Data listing

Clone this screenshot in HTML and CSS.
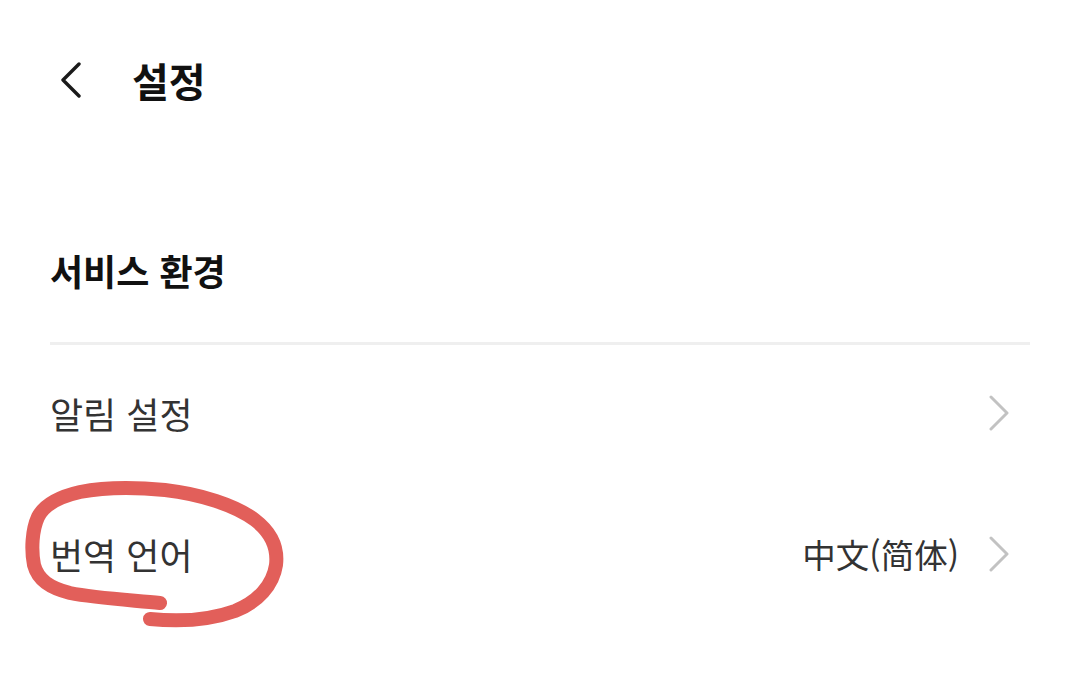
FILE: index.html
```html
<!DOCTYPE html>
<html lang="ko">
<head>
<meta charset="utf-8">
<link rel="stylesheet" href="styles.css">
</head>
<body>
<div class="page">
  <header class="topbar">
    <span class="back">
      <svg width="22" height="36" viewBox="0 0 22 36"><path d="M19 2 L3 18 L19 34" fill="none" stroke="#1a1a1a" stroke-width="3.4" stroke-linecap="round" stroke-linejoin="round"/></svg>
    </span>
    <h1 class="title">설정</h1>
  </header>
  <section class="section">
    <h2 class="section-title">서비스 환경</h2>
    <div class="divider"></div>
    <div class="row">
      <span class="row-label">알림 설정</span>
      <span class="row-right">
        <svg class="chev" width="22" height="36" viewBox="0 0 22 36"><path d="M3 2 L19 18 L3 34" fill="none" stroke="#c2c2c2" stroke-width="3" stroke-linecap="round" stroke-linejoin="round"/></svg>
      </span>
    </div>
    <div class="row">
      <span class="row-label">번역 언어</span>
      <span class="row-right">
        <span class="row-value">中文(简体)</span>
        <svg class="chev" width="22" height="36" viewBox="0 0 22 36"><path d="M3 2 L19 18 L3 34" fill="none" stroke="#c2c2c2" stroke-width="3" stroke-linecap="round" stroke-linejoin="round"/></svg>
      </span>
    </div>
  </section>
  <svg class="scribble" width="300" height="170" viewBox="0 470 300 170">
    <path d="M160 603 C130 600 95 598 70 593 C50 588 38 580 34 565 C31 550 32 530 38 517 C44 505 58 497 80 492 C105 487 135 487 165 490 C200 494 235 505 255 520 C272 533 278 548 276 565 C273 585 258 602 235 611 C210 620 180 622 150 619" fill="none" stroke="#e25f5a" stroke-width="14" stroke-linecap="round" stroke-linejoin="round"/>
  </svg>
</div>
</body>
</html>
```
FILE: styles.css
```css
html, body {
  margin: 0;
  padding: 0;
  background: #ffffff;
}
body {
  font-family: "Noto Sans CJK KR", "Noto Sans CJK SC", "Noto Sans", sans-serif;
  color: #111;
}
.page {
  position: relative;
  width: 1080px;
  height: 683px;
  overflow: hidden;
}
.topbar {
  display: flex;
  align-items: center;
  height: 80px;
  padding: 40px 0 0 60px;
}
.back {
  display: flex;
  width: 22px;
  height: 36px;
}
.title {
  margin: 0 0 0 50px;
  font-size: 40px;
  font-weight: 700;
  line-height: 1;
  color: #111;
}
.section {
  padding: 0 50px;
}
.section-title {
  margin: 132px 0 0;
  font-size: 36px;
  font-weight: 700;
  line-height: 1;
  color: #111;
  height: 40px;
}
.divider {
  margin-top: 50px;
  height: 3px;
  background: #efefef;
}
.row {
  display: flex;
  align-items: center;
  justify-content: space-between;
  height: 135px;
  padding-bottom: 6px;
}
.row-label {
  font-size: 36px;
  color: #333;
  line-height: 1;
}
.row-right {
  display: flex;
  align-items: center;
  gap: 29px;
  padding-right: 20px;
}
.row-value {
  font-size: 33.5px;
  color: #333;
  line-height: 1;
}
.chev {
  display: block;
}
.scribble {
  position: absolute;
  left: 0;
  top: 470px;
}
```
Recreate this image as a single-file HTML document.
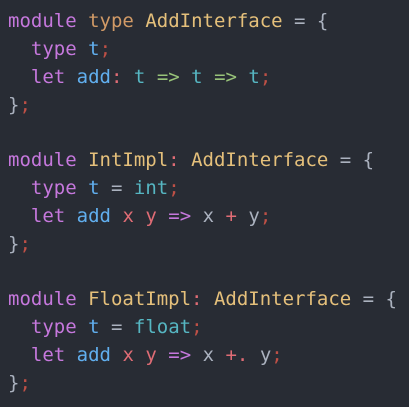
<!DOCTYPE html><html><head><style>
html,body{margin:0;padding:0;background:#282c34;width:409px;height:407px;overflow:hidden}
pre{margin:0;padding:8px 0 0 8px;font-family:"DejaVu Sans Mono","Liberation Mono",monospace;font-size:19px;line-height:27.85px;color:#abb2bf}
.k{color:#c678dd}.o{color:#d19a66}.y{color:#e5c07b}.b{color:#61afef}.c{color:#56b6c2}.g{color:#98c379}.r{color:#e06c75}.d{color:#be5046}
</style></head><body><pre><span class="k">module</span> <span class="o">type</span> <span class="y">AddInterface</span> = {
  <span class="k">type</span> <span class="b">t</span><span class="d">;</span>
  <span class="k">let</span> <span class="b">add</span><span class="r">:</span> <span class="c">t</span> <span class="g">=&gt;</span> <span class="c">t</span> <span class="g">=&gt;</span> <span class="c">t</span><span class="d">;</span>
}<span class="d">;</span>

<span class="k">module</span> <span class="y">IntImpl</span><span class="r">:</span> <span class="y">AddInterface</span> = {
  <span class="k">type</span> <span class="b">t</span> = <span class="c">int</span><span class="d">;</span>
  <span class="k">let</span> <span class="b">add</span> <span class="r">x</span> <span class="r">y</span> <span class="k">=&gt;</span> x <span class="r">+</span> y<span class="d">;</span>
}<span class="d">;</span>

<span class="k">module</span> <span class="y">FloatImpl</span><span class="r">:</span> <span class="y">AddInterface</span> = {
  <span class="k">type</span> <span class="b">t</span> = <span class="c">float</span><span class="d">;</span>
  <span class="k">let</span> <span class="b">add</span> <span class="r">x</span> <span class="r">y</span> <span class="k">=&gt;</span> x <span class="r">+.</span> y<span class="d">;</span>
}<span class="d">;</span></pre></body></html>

#### [WRITTEN PROBLEM]
Repeat the data above exactly, but not the pictures.

#### [REPLY TO THE TASK]
Clone this screenshot in HTML and CSS.
FILE: index.html
```html
<!DOCTYPE html>
<html lang="ko">
<head>
<meta charset="utf-8">
<link rel="stylesheet" href="styles.css">
</head>
<body>
<div class="page">
  <header class="topbar">
    <span class="back">
      <svg width="22" height="36" viewBox="0 0 22 36"><path d="M19 2 L3 18 L19 34" fill="none" stroke="#1a1a1a" stroke-width="3.4" stroke-linecap="round" stroke-linejoin="round"/></svg>
    </span>
    <h1 class="title">설정</h1>
  </header>
  <section class="section">
    <h2 class="section-title">서비스 환경</h2>
    <div class="divider"></div>
    <div class="row">
      <span class="row-label">알림 설정</span>
      <span class="row-right">
        <svg class="chev" width="22" height="36" viewBox="0 0 22 36"><path d="M3 2 L19 18 L3 34" fill="none" stroke="#c2c2c2" stroke-width="3" stroke-linecap="round" stroke-linejoin="round"/></svg>
      </span>
    </div>
    <div class="row">
      <span class="row-label">번역 언어</span>
      <span class="row-right">
        <span class="row-value">中文(简体)</span>
        <svg class="chev" width="22" height="36" viewBox="0 0 22 36"><path d="M3 2 L19 18 L3 34" fill="none" stroke="#c2c2c2" stroke-width="3" stroke-linecap="round" stroke-linejoin="round"/></svg>
      </span>
    </div>
  </section>
  <svg class="scribble" width="300" height="170" viewBox="0 470 300 170">
    <path d="M160 603 C130 600 95 598 70 593 C50 588 38 580 34 565 C31 550 32 530 38 517 C44 505 58 497 80 492 C105 487 135 487 165 490 C200 494 235 505 255 520 C272 533 278 548 276 565 C273 585 258 602 235 611 C210 620 180 622 150 619" fill="none" stroke="#e25f5a" stroke-width="14" stroke-linecap="round" stroke-linejoin="round"/>
  </svg>
</div>
</body>
</html>
```
FILE: styles.css
```css
html, body {
  margin: 0;
  padding: 0;
  background: #ffffff;
}
body {
  font-family: "Noto Sans CJK KR", "Noto Sans CJK SC", "Noto Sans", sans-serif;
  color: #111;
}
.page {
  position: relative;
  width: 1080px;
  height: 683px;
  overflow: hidden;
}
.topbar {
  display: flex;
  align-items: center;
  height: 80px;
  padding: 40px 0 0 60px;
}
.back {
  display: flex;
  width: 22px;
  height: 36px;
}
.title {
  margin: 0 0 0 50px;
  font-size: 40px;
  font-weight: 700;
  line-height: 1;
  color: #111;
}
.section {
  padding: 0 50px;
}
.section-title {
  margin: 132px 0 0;
  font-size: 36px;
  font-weight: 700;
  line-height: 1;
  color: #111;
  height: 40px;
}
.divider {
  margin-top: 50px;
  height: 3px;
  background: #efefef;
}
.row {
  display: flex;
  align-items: center;
  justify-content: space-between;
  height: 135px;
  padding-bottom: 6px;
}
.row-label {
  font-size: 36px;
  color: #333;
  line-height: 1;
}
.row-right {
  display: flex;
  align-items: center;
  gap: 29px;
  padding-right: 20px;
}
.row-value {
  font-size: 33.5px;
  color: #333;
  line-height: 1;
}
.chev {
  display: block;
}
.scribble {
  position: absolute;
  left: 0;
  top: 470px;
}
```
Recreate this image as a single-file HTML document.
<!DOCTYPE html><html><head><style>
html,body{margin:0;padding:0;background:#282c34;width:409px;height:407px;overflow:hidden}
pre{margin:0;padding:8px 0 0 8px;font-family:"DejaVu Sans Mono","Liberation Mono",monospace;font-size:19px;line-height:27.85px;color:#abb2bf}
.k{color:#c678dd}.o{color:#d19a66}.y{color:#e5c07b}.b{color:#61afef}.c{color:#56b6c2}.g{color:#98c379}.r{color:#e06c75}.d{color:#be5046}
</style></head><body><pre><span class="k">module</span> <span class="o">type</span> <span class="y">AddInterface</span> = {
  <span class="k">type</span> <span class="b">t</span><span class="d">;</span>
  <span class="k">let</span> <span class="b">add</span><span class="r">:</span> <span class="c">t</span> <span class="g">=&gt;</span> <span class="c">t</span> <span class="g">=&gt;</span> <span class="c">t</span><span class="d">;</span>
}<span class="d">;</span>

<span class="k">module</span> <span class="y">IntImpl</span><span class="r">:</span> <span class="y">AddInterface</span> = {
  <span class="k">type</span> <span class="b">t</span> = <span class="c">int</span><span class="d">;</span>
  <span class="k">let</span> <span class="b">add</span> <span class="r">x</span> <span class="r">y</span> <span class="k">=&gt;</span> x <span class="r">+</span> y<span class="d">;</span>
}<span class="d">;</span>

<span class="k">module</span> <span class="y">FloatImpl</span><span class="r">:</span> <span class="y">AddInterface</span> = {
  <span class="k">type</span> <span class="b">t</span> = <span class="c">float</span><span class="d">;</span>
  <span class="k">let</span> <span class="b">add</span> <span class="r">x</span> <span class="r">y</span> <span class="k">=&gt;</span> x <span class="r">+.</span> y<span class="d">;</span>
}<span class="d">;</span></pre></body></html>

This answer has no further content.